Believing his rifle was now unusable without a magazine (forgetting the other magazine in his pocket), he discarded the rifle next to his car at the parking lot before heading into the restaurant from a side door while brandishing a long-barreled stainless-steel .44 Magnum Smith & Wesson Model 629 revolver. Terres yelled at everyone to leave the restaurant before he first shot Bruce Bojesen in the head, killing him instantly, then shot and wounded both Sandra Kenaga in the abdomen and Kirk Hauptmann in the wrist. After shooting the victims, Terres shot fatally himself through the mouth.

==Victims==
===Killed===
- Bruce Kell Bojesan (50): A self-employed carpenter who lived in Silver Lake; fatally shot and died instantly.
- Sandra Mardoian Kenaga (42): A local hair salon owner in Kenosha and a cousin of Kenosha Mayor John Antaramian; succumbed to her injuries the following day.

===Injured===
- Kirk Hauptmann (18): Survived with a minor gunshot wound to his hand.

==Perpetrator==
Dion Terres (October 2, 1967 – August 10, 1993) was a 25-year-old male from Arlington Heights, Illinois. After he graduated from John Hersey High School in Arlington Heights in 1986, he reportedly bragged to former classmates about joining the military, though investigations later revealed he never actually served. Terres moved to Kenosha from Arlington Heights in September 1992, about 11 months prior to the shooting.

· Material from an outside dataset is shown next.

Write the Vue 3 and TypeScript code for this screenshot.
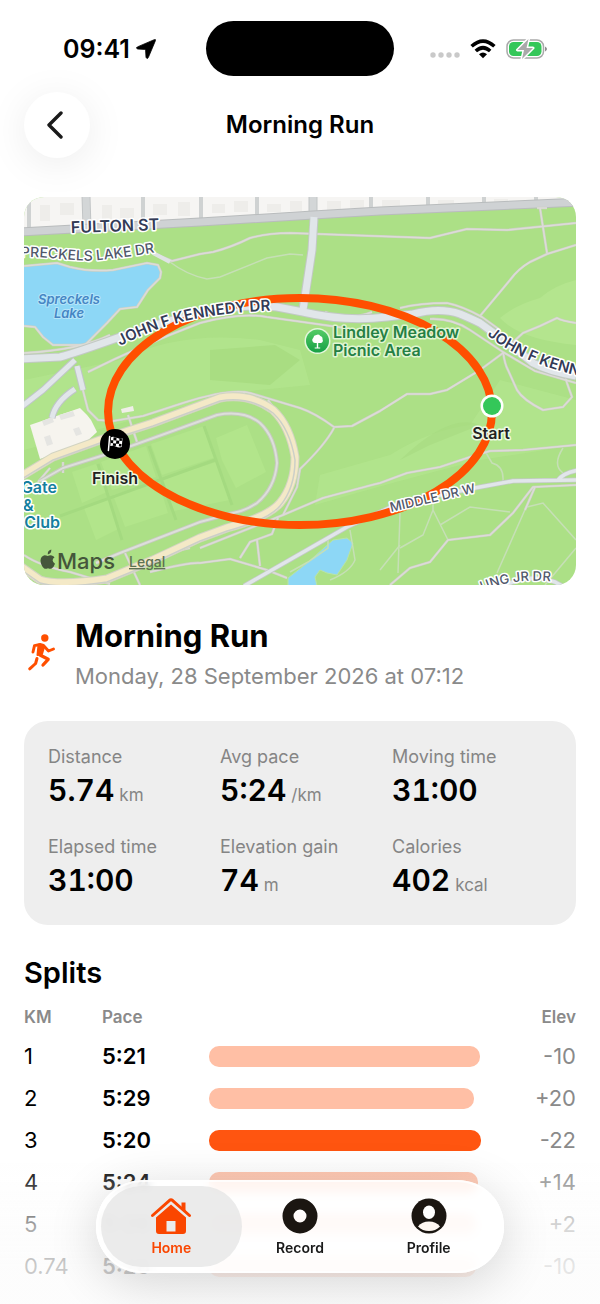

He was previously a cellular phone assembler at a Motorola manufacturing plant in Libertyville, Illinois, but in March 1993, he was terminated from his job after failing to show up to work for three consecutive days without explanation. Shortly after in March 1993, he bought the Colt AR-15 rifle at Eagle Training Gun Shop in Kenosha. Terres previously bought the Smith & Wesson Model 629 .44 Magnum revolver in 1989 at Maxon Shooters Supply in Mount Prospect, Illinois.

According to his ex-girlfriend, 16-year-old Kimberly Sinkler, A few days before the shooting, Terres had become enraged when a Jehovah's Witness missionary came to his door. He threatened to shoot the man, then ran upstairs, jumped into his fatigues and dashed back downstairs brandishing his rifle. By the time he reached the door, the missionary had left.

After the shooting, Terres was looked into as a possible suspect in the Brown's Chicken massacre that happened on January 8, 1993 in Palatine, Illinois. Police conclude that no link had been made to connect Terres to the shooting.